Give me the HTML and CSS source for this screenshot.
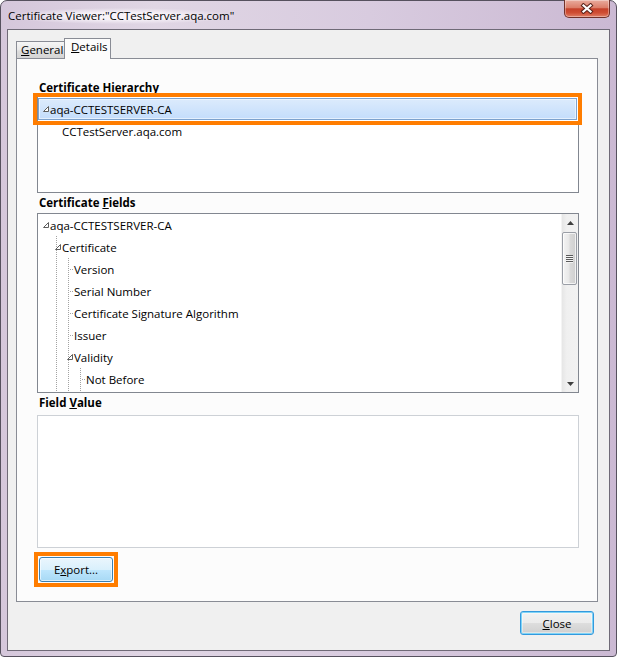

********************

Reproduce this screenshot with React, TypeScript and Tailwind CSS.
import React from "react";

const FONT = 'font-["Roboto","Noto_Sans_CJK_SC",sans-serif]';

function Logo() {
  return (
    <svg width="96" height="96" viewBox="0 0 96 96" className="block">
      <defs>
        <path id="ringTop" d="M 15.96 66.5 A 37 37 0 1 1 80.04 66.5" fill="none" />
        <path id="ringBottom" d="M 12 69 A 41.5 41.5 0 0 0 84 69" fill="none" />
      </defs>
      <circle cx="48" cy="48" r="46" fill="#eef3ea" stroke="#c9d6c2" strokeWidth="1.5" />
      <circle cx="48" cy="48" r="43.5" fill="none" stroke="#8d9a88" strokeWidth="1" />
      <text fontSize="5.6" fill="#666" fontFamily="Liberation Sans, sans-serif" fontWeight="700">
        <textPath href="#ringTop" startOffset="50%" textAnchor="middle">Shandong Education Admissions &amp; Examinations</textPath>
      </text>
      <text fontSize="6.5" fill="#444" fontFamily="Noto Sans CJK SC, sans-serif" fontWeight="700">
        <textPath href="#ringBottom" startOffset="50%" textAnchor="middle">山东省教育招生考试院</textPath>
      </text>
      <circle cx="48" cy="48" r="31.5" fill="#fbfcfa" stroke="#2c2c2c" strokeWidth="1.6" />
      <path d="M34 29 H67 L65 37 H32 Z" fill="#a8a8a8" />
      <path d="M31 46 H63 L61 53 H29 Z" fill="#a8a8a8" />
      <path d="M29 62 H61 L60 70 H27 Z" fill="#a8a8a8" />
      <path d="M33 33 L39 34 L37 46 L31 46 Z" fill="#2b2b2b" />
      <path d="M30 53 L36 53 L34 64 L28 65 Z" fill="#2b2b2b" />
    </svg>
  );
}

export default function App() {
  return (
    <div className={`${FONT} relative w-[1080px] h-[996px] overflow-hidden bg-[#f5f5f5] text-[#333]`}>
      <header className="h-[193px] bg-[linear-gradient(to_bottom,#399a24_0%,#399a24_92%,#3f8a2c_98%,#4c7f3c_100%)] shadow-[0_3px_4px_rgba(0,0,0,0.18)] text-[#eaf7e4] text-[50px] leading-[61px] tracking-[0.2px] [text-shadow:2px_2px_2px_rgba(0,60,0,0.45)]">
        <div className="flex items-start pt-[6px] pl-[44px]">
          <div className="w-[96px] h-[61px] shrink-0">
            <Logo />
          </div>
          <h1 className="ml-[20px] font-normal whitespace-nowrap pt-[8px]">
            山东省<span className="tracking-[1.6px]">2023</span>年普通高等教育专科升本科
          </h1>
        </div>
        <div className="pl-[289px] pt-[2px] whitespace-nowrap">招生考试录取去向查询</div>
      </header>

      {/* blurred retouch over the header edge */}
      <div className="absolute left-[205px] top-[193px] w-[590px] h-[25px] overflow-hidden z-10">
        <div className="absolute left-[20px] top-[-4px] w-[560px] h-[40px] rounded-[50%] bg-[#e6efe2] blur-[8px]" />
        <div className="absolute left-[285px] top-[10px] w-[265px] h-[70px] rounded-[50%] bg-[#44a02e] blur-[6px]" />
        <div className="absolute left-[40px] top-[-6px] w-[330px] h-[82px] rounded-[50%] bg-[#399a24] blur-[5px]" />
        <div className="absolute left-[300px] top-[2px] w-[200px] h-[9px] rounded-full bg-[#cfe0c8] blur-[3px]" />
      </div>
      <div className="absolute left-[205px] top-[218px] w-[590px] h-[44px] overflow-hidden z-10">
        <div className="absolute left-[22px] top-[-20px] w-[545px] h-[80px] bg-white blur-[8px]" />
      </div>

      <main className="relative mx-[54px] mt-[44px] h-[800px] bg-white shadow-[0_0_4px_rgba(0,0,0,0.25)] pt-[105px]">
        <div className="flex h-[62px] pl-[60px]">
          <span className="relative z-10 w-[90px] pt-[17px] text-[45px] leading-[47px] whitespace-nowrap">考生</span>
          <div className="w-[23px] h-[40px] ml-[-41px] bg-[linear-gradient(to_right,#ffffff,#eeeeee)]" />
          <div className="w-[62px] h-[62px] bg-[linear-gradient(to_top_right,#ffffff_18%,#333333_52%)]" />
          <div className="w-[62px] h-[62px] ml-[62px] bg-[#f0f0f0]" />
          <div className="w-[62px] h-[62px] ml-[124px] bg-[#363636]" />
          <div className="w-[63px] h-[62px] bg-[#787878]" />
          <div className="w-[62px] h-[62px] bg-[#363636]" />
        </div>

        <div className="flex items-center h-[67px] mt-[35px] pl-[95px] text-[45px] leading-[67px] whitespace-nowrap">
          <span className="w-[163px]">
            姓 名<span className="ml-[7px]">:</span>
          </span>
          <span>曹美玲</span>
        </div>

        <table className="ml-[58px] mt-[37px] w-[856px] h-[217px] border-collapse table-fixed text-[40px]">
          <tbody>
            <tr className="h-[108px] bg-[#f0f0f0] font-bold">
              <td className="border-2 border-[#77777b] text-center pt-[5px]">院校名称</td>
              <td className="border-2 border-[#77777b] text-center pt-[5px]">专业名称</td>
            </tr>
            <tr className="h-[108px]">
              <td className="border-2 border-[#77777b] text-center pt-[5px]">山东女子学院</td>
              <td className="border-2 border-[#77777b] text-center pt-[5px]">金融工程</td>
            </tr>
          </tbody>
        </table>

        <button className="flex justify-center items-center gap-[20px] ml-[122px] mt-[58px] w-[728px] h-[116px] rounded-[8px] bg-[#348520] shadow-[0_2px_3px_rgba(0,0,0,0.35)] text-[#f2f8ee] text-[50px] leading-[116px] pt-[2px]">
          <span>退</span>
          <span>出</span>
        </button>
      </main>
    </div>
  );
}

********************

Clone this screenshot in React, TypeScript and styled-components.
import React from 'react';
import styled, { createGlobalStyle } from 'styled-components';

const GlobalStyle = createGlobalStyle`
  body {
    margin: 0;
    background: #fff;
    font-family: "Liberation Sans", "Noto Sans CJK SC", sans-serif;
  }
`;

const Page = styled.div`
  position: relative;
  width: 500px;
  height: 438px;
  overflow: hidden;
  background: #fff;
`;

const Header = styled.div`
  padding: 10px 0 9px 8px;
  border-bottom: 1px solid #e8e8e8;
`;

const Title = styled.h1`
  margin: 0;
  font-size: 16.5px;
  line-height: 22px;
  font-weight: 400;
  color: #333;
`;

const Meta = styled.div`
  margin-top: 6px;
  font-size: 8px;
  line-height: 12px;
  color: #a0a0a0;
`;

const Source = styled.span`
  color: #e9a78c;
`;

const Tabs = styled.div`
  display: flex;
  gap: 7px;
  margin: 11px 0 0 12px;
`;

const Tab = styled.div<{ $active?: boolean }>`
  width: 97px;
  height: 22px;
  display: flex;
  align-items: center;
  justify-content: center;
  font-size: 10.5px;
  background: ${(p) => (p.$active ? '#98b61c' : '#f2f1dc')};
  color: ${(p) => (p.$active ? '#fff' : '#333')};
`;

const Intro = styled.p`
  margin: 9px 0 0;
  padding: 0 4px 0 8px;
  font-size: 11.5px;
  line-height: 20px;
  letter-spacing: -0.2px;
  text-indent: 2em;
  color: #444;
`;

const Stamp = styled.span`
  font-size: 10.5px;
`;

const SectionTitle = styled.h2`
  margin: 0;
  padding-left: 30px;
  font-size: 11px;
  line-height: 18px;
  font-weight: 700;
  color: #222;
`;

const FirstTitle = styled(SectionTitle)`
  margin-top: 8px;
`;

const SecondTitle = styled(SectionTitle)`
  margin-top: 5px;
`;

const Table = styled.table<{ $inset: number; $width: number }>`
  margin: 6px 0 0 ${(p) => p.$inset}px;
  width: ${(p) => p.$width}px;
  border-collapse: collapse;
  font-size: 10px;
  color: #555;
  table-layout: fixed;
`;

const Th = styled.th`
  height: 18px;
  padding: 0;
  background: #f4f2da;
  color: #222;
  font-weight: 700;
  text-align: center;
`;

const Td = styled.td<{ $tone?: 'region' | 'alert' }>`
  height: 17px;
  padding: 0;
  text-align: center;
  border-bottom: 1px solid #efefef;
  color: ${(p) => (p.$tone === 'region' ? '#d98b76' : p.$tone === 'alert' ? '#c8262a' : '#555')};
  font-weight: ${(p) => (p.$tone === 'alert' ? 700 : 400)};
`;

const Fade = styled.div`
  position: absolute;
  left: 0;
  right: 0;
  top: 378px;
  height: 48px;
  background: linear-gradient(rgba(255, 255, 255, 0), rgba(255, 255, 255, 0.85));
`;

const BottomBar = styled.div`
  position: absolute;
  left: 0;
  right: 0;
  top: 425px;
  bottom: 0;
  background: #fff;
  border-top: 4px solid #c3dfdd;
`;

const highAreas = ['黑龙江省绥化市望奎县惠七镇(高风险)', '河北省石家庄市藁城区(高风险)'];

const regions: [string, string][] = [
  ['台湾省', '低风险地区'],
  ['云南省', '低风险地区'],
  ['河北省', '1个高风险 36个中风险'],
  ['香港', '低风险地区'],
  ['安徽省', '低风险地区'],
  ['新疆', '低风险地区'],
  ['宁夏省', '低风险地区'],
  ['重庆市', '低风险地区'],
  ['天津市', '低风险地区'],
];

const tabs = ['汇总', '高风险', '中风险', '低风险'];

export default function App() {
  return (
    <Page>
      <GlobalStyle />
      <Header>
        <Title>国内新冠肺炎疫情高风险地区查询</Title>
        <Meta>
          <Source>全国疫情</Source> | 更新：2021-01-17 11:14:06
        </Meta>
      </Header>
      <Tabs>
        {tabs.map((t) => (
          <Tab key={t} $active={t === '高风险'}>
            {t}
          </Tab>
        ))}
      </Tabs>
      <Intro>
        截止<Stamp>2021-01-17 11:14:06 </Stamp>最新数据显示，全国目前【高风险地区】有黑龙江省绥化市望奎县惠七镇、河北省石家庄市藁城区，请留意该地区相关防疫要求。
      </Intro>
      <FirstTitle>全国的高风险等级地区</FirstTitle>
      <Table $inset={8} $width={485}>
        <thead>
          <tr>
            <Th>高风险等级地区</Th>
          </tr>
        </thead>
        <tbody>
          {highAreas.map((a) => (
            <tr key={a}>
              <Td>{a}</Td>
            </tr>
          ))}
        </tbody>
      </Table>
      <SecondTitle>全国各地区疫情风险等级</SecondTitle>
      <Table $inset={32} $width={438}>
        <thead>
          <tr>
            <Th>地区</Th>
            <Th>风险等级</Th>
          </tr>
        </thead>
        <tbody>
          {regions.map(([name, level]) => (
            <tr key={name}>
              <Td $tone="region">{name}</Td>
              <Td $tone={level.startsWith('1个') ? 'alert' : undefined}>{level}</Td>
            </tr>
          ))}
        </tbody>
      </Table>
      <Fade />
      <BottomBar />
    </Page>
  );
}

********************

- _EXERCISE AIM_:
The string "screenshot" may appear in lines of the listing above; tally those lines and give the number only.

- _THE REPLY_:
3